Of course, the notion of the inherent dignity or sanctity of human life is a powerful one. But it seems that most arguments for such dignity—at least the secular arguments—ground the life interest in the individual herself. Does the state have an interest in preserving life that is not derivative of the individual’s own interest in staying alive? If it does, should we expect the state not only to fund health care, but to coerce citizens to get it? Or was the Court right in 1905: coercion to save your life or health is permissible only so long as it does not infringe on economic liberty?


 March 28, 2007 at 12:42 pm   Posted in: Constitutional Law, Health Law, Legal Theory   Print This Post Print This Post

Responses (7)

  1. David - March 28, 2007 at 1:56 pm

    With an infectious disease, the externality effect of refusing innoculation seems a bit more visceral than regulating bakers’ working hours.

  2. Patrick S. O'Donnell - March 28, 2007 at 7:05 pm

    I don’t think most conceptions of dignity or the sanctity of life (secular or not) ‘ground the life interest in the individual herself,’ rather, it has something to do with the human species as a whole, or a common nature that we all share (what we used to call ‘human nature’), that serve to ‘ground’ these notions: from the Greek and Roman Stoics, through Grotius, implicit in Marx, in Martha Nussbaum’s work….

  3. Patrick S. O'Donnell - March 28, 2007 at 7:05 pm

    I don’t think most conceptions of dignity or the sanctity of life (secular or not) ‘ground the life interest in the individual herself,’ rather, it has something to do with the human species as a whole, or a common nature that we all share (what we used to call ‘human nature’), that serve to ‘ground’ these notions: from the Greek and Roman Stoics, through Grotius, implicit in Marx, in Martha Nussbaum’s work….

  4. Edward Still - March 28, 2007 at 9:21 pm

    Just for the record, I taught Jacobson in my Con Law class this year, and if I have time, I will bring it up again in connection with the question whether all boys and girls should get the HPV vaccine.

  5. David Bernstein - March 28, 2007 at 10:46 pm

    If one reads Lochner closely, it’s clear that Peckham and the majority reject the notion that the Lochner law was a public health measure. Peckham was far more libertarian than any of his colleagues save Brewer, so it’s not surprising that he dissented in Jacobson. But Lochner is NOT a libertarian opinion; the Court acknowledges that the public health aspects of the Bakeshop Act were legitimate and unchallenged. The hours part of the law is unconstitutional only because the Court found that it was not a public health law, and, moreover, that neither common knowledge nor evidence presented to the Court suggested that baking was more unhealthful to bakers than the pursuit of other occupations to other workers. In short, I think you’re comparing apples and oranges, though I agree that Jacobson is any interesting case, if only to show that the caricature of the Lochner Court as extreme anti-statist is wrong.

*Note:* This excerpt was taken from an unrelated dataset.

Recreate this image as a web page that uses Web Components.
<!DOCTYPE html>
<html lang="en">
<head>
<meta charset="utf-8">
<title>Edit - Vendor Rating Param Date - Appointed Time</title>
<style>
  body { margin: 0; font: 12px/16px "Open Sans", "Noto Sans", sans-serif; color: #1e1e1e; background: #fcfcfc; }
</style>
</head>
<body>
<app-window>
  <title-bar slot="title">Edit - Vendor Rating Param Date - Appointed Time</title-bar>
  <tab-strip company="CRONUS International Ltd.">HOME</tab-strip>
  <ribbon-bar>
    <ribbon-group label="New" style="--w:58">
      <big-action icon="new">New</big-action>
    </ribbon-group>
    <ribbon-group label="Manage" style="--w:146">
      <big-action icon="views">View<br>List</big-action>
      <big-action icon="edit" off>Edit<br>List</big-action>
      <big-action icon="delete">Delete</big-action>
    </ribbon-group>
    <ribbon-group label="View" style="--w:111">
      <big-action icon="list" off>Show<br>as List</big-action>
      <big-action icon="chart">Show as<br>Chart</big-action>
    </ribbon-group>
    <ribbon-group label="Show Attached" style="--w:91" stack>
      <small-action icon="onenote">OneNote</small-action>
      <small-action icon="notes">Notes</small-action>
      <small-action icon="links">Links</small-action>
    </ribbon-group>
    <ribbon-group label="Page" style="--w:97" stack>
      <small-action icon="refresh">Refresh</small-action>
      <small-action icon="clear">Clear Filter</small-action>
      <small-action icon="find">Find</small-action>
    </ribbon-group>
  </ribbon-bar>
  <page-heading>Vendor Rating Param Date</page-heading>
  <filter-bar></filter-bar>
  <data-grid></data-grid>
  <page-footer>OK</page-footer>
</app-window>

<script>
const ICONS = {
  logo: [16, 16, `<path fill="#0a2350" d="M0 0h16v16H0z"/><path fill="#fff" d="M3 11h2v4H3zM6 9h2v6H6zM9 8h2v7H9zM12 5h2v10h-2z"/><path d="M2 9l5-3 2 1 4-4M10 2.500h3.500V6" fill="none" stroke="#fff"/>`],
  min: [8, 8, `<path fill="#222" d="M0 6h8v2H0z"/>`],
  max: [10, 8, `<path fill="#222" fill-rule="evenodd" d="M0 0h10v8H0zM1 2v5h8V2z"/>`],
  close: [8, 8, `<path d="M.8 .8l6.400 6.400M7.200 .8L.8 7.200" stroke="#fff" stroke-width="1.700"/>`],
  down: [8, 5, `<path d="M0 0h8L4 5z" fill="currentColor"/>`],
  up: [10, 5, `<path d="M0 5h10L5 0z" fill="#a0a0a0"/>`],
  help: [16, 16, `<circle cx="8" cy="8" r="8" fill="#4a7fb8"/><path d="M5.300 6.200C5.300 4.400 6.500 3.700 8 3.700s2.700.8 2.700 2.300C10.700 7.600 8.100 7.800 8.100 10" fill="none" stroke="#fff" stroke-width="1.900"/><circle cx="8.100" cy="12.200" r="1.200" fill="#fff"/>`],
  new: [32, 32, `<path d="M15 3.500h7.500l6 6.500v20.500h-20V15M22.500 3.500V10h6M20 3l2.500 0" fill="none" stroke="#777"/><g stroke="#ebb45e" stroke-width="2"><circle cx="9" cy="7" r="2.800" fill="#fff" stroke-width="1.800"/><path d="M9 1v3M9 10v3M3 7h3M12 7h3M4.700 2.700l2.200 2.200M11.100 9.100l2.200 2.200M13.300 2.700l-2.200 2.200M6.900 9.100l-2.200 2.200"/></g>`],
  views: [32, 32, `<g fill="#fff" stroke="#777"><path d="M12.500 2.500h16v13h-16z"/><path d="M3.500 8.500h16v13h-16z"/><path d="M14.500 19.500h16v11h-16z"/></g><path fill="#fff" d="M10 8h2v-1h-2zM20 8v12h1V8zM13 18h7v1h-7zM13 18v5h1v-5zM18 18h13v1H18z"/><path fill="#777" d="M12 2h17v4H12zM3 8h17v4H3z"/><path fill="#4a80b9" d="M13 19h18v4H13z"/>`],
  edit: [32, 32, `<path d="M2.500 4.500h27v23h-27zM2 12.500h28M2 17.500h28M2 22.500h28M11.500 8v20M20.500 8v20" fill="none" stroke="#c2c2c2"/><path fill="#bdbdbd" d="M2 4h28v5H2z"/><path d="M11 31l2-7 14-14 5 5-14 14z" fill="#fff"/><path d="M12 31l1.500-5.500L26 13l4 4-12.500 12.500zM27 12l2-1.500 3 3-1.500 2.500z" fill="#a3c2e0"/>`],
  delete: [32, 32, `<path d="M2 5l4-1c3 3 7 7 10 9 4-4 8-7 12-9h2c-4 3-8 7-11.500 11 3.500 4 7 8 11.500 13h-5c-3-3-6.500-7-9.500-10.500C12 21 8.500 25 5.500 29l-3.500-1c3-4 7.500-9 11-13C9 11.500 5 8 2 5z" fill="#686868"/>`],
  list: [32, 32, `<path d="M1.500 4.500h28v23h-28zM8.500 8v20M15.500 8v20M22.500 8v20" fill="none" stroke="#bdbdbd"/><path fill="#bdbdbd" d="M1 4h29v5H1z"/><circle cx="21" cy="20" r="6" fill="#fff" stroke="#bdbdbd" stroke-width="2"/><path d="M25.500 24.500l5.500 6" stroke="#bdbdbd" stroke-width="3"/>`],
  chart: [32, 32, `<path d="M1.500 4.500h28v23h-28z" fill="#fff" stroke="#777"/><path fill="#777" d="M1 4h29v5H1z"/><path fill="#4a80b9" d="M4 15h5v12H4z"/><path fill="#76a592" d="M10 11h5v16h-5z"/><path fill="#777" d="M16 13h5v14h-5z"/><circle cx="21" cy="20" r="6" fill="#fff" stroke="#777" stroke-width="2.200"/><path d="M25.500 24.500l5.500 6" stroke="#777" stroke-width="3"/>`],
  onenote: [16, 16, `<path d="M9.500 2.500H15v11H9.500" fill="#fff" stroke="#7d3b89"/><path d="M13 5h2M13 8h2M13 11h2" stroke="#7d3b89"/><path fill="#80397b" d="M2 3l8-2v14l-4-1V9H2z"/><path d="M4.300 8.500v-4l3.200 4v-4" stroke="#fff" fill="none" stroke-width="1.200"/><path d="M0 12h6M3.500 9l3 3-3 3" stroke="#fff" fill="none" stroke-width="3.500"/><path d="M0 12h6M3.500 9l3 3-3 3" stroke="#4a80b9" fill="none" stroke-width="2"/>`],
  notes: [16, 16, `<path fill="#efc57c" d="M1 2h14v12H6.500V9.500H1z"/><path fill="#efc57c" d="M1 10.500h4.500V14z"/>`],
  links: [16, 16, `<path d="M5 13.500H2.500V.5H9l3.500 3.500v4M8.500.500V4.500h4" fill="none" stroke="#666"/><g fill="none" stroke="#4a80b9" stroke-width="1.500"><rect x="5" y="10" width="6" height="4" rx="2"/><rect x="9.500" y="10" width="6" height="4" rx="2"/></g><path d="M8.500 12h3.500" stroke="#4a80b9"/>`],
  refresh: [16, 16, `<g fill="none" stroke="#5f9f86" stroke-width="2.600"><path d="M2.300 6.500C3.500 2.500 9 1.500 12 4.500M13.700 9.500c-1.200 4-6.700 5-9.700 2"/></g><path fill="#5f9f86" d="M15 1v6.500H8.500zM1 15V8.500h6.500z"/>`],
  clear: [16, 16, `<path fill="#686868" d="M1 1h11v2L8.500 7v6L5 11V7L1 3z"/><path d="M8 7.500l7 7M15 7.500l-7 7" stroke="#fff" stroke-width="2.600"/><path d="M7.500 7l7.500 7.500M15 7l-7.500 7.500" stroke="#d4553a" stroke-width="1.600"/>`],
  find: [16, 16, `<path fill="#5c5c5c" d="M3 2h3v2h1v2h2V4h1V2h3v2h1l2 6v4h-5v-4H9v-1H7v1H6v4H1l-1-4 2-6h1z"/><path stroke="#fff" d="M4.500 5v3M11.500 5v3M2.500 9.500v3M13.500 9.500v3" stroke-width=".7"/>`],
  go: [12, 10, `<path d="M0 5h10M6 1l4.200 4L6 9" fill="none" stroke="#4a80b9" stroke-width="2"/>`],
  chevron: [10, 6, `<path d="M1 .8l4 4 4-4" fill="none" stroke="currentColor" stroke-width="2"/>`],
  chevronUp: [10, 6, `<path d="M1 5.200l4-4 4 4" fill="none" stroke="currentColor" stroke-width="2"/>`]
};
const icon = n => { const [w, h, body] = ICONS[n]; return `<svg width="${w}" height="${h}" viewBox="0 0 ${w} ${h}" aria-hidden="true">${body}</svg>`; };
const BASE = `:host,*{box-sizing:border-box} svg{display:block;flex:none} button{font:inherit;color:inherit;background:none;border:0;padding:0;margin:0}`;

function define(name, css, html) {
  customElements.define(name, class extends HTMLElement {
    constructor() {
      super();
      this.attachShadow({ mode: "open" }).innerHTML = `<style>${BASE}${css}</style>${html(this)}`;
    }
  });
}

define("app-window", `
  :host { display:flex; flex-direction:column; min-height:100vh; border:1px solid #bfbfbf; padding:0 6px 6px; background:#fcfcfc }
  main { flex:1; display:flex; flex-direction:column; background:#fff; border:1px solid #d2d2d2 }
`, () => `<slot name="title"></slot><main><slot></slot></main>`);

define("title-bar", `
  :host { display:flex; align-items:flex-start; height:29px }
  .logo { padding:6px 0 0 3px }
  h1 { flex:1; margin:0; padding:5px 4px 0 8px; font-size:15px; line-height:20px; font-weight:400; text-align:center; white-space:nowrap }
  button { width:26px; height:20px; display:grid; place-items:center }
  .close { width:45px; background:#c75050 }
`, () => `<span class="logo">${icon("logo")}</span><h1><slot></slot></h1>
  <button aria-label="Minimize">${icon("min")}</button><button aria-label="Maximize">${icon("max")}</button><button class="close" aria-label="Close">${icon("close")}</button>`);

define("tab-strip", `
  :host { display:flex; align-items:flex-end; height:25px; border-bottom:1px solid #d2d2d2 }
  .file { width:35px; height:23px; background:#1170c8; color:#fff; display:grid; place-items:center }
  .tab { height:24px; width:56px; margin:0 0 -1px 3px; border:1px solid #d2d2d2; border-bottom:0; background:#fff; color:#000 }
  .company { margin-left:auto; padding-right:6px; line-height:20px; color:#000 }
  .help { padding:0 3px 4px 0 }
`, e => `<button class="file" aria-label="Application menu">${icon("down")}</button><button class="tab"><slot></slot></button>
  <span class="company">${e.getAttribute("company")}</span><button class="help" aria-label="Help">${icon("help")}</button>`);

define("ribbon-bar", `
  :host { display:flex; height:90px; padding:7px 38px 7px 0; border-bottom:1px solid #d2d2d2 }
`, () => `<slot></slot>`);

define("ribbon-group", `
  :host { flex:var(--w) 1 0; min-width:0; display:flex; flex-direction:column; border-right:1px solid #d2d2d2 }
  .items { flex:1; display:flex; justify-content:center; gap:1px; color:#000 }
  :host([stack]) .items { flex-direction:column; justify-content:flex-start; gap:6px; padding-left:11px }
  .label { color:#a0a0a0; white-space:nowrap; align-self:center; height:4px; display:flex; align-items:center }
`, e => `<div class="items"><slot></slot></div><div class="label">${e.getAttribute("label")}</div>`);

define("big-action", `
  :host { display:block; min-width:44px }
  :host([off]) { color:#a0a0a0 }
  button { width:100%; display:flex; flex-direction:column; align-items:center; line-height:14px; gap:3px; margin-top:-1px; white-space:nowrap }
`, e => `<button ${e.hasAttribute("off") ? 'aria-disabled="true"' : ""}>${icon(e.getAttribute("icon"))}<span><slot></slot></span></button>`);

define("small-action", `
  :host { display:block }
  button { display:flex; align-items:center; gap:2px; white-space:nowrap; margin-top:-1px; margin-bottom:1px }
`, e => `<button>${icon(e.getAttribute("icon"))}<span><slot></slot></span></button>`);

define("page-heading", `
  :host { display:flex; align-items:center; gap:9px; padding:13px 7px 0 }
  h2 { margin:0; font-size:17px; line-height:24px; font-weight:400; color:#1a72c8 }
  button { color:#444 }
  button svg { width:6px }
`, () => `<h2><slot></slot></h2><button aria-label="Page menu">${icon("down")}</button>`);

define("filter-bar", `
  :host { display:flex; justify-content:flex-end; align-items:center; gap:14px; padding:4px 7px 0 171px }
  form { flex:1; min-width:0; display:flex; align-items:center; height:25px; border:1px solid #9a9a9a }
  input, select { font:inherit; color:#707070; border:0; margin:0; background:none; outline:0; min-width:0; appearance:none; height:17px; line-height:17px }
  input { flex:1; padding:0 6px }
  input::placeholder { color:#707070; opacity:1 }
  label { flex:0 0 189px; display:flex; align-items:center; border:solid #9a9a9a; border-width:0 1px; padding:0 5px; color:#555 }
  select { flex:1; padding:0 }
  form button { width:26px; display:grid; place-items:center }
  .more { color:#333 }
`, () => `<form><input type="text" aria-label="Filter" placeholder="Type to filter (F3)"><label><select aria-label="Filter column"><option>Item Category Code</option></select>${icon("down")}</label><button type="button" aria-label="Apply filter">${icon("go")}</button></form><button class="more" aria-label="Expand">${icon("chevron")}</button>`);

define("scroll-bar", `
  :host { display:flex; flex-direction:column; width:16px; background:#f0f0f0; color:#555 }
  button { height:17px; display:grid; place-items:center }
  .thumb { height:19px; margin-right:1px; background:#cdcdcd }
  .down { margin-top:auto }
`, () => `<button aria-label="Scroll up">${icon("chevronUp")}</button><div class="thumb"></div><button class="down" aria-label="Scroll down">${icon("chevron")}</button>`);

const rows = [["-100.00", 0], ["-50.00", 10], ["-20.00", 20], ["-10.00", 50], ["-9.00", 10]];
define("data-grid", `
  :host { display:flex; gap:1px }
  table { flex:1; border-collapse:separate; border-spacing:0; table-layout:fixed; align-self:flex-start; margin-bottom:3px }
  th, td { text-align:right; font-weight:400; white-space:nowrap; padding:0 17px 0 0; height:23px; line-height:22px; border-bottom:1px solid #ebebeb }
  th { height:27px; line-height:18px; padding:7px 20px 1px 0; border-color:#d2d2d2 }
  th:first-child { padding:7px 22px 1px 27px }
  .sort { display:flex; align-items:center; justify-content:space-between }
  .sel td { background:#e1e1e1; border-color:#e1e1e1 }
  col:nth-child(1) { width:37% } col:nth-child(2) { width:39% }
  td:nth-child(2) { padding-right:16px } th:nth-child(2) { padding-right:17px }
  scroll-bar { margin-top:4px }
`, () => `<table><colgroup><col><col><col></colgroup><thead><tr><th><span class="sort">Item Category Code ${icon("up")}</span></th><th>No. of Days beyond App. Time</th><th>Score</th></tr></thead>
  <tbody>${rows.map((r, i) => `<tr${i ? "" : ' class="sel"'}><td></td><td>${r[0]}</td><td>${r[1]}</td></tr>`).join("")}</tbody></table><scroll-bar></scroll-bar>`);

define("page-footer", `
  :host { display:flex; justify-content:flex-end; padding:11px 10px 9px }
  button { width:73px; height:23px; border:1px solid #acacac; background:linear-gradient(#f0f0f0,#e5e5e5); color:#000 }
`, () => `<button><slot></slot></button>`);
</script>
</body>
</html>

  6. Scott Abeles - March 29, 2007 at 1:41 pm

    The important point distinguishing the two cases, and explaining why one is disdained and the other favored, is, with respect, lost amongst the “pedagogical” and “anthropomorphism” gobblygook clouding this post. Jacobson admits the constitution doesn’t speak to vaccinations, and allows the issue to be subject to the political process. Lochner pretends the constitution speaks to bakers’ hours, and removes the issue from the political process. The question embedded in the post – whether the “state” has a legitimate interest in preserving life – would more properly be stated as whether the citizenry have a right to vote on such contentious issues, or whether they should be enshrined as a matter of constitutional law by unaccountable, unelected lawyers. Assuming one agrees that neither the state “power” or individual “right” being discussed here is found in the constitution (nor, for that matter, is any “right” to health insurance or health care), it seems obvious that the political process is not only the appropriate place, but also the only place, for the issues to be decided.

  7. Dunce - March 29, 2007 at 4:29 pm

    I thought that Lochner was favored because it contains arguably the best Supreme Court opinion ever written. Read the dissent by Holmes and weep. It is a thing of beauty.